In 2015 Nche, who was born and raised in the rural community of Pampierstad, 120 kms from Kimberley, was the first recipient of the ImpACT Award for Dance – which recognises outstanding individuals making an impact in the development of the arts, culture and creative sectors in South Africa. The Nedbank Arts Affinity is one of the partners of the ACT Awards.
‘A Walk In A Museum is part of my Journey series of productions aimed at inspiring young people and exposing them to the arts from a young age,’ he explains. ‘This helps to give them a strong sense of who they are and an opportunity to think about all the things they can achieve in their lives.
‘I called the series Journey because I am on a journey to discover the opportunities, skills and innovations in the arts that can change the lives of young people. Journey is just one of our initiatives here at the academy where we train young people who want to pursue dance as a career and we help them to secure auditions, apply for scholarships and enter competitions.’
The academy offers programmes for learners in a range of dance styles, including contemporary, ballet, Latin and ballroom.
In 2015 two of his students are among the top six finalists for the annual ACT | DALRO | Nedbank Scholarship. He also mentored his younger brother, Katlego Nche, a talented dancer, actor and singer who won the 2014 ACT | DALRO | Nedbank Scholarship.
Seven of Nche’s students have been offered bursaries by the internationally acclaimed dance company and training institution Moving Into Dance Mophatong to further their dance training in Johannesburg where the company is based, where he also trained in 2009 as a bursary recipient.
Outdated masculine stereotypes
‘Katlego and I are very fortunate that both our parents encouraged our interest in the performing arts,’ he says. ‘Many people’s fathers are caught up in outdated masculine stereotypes but our dad, Tshokolo Nche, who works in maintenance at a bus company, is very supportive of our dancing. At the same time he is supportive of our sister Kesekang Nche’s love of playing soccer.’
Their mom, Pontsho Nche, was a Latin and ballroom dancer who won competitions in her community when she was younger. There were no opportunities for her to pursue a professional dancing career, but she encouraged her sons when they showed an interest in dancing.
‘I was nine when I started doing ballroom and Latin, and I used to get mocked and bullied at school about doing “girls stuff”,’ Nche recalls. ‘It put a lot of emotional strain on me, but I carried on because my love of dance was greater than their putting me down.’
Within two months of starting dancing he was already winning regional competitions with his dance partner. However, it was when he attended the National School Arts Festival in Mafikeng, in grade 10, that he took the decision to pursue dancing as a career. ‘At that festival I met two internationally acclaimed dance partners, Kagiso Ntseane and Tebogo Kgobokoe. I looked up to them and from then on I really wanted to dance.’
Moving into dance
At the same festival, Nche attended a contemporary dance production by Moving into Dance and he knew that this was the style he wanted to pursue.

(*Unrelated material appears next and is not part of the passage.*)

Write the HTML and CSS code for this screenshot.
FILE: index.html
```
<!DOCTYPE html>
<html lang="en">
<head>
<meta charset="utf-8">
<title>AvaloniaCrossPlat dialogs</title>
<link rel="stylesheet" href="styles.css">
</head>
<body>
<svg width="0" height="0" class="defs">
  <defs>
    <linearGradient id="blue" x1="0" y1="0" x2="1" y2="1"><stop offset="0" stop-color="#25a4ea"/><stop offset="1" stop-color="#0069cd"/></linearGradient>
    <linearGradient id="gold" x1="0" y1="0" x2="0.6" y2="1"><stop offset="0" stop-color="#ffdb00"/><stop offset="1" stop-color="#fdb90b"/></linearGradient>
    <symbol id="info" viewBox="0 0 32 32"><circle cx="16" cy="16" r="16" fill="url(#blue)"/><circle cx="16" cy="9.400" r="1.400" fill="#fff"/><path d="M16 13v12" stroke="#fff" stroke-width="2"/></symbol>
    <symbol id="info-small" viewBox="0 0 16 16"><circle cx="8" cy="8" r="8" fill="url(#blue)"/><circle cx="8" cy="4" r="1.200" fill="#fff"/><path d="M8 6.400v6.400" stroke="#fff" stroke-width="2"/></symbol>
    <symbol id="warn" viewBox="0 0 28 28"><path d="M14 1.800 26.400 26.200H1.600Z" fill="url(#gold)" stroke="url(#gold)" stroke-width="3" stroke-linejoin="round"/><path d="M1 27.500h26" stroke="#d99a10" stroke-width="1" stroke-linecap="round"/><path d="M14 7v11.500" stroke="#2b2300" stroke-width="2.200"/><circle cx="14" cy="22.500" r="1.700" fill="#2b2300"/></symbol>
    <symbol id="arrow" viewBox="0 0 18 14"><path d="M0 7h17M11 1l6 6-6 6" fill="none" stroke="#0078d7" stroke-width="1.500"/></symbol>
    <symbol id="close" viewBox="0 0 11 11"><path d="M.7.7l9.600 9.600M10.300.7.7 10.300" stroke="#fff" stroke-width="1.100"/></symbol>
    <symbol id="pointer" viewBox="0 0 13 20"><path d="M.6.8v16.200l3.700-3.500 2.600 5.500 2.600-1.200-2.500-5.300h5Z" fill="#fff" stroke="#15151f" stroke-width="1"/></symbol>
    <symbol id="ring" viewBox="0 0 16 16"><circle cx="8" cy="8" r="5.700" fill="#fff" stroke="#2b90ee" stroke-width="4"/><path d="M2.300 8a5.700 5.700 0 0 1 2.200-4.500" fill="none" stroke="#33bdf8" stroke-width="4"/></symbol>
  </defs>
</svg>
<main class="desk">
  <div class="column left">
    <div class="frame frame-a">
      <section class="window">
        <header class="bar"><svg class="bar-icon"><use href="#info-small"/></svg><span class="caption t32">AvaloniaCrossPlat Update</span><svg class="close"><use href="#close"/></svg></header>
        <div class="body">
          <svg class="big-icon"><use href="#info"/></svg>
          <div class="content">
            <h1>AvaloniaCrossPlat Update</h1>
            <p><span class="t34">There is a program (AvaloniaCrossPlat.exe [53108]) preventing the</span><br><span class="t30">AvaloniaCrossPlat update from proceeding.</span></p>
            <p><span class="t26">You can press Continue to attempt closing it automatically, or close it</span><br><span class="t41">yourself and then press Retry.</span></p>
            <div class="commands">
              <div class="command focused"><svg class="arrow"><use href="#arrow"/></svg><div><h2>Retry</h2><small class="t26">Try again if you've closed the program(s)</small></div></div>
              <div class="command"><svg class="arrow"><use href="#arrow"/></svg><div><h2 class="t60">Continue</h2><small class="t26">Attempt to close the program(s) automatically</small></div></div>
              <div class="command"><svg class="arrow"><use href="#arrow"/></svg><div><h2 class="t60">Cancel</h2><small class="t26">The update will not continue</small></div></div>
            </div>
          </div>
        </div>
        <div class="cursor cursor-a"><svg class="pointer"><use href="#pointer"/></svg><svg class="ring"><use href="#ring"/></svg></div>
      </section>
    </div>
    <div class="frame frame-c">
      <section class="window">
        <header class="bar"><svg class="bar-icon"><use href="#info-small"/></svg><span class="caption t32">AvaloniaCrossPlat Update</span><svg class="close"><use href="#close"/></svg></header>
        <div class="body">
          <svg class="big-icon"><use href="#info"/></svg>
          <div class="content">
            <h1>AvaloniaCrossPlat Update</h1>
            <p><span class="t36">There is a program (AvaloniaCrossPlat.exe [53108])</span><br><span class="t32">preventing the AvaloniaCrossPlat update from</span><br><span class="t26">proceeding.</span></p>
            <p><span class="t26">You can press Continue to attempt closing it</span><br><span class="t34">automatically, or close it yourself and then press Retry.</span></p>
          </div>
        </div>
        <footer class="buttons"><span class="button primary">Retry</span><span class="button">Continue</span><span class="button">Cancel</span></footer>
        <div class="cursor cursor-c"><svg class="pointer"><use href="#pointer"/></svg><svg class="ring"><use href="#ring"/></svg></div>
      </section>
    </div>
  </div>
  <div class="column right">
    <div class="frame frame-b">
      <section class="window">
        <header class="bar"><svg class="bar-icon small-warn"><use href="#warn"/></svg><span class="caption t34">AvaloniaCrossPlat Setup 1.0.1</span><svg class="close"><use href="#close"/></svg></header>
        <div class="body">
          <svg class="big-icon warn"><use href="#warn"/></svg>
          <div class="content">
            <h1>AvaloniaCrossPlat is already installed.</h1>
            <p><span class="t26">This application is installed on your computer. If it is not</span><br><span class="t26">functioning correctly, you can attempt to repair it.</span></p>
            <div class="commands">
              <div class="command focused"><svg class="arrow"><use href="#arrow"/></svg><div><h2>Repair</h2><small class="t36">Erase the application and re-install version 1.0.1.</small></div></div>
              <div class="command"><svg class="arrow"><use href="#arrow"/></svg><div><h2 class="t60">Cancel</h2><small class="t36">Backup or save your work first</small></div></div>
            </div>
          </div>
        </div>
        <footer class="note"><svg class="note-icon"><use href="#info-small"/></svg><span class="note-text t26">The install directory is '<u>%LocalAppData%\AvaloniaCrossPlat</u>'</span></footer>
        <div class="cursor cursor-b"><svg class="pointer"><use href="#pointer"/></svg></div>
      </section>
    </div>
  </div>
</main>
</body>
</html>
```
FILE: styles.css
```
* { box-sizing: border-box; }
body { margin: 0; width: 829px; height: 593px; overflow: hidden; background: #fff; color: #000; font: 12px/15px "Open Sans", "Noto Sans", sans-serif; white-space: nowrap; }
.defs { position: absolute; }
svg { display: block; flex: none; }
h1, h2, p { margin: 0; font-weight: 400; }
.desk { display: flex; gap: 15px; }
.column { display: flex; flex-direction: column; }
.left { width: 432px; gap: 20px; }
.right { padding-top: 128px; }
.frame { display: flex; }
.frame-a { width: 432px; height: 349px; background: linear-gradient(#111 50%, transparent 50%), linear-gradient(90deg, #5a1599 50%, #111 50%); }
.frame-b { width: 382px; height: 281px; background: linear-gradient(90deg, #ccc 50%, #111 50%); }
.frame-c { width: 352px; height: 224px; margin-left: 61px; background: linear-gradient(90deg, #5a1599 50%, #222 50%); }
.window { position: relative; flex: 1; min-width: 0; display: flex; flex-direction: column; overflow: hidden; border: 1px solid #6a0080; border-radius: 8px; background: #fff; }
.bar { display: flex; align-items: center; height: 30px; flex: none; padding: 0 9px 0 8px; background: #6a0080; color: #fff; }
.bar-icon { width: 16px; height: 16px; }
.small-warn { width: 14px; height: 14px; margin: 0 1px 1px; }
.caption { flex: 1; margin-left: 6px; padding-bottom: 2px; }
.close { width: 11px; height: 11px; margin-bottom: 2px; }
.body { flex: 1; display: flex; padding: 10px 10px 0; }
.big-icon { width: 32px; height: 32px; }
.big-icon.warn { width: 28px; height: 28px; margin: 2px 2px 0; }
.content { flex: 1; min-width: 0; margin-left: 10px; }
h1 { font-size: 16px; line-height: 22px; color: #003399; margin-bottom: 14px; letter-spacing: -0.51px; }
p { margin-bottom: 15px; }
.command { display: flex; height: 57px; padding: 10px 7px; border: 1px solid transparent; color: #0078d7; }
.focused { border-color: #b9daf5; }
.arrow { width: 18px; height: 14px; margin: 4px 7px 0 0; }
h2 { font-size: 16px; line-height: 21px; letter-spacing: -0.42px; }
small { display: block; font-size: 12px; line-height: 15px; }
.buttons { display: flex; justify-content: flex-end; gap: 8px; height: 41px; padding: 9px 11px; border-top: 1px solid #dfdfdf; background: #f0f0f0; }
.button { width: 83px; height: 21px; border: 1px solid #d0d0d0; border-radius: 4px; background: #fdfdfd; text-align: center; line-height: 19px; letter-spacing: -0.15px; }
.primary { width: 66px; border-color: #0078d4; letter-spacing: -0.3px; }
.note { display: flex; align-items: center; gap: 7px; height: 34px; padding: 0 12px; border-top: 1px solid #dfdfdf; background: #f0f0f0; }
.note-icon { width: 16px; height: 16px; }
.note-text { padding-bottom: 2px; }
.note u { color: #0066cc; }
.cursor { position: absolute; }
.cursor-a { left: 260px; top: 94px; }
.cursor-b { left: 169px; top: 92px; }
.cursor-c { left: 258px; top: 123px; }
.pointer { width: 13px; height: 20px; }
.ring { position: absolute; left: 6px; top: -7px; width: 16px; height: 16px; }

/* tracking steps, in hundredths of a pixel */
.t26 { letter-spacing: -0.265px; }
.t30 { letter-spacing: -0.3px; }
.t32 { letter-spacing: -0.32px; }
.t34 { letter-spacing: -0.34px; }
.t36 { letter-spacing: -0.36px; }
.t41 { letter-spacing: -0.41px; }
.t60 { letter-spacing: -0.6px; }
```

‘I hadn’t been exposed to contemporary dance before, and after completing my matric at Pampierstad High School I went for an audition at Moving into Dance and I was offered a year’s scholarship for 2009.’
He moved to Joburg, completed the year and then returned home to the Northern Cape, where he volunteered as a dance teacher at schools in Pampierstad and taught afrofusion dance at the Virgin Active gym in Kimberley to make a living.
Taking his skill home
‘For me it was very important to return home, give back and share my knowledge and skills here because of the lack of opportunities available for learners and young people with performing arts talents.’
Nche subsequently became one of the first teachers at the Mayibuye Dance Academy where he developed programmes for learners and young people in the greater Kimberley district.
‘This province isn’t recognised for the arts, but I want to change this because there is so much talent. That is why I am so excited about what can be achieved through the Journey series and this year’s A Walk In A Museum. After the production has opened at the two schools in Kimberley in October I am hoping to raise funds to take it on tour to the rural areas, as I believe we really owe it to the kids.’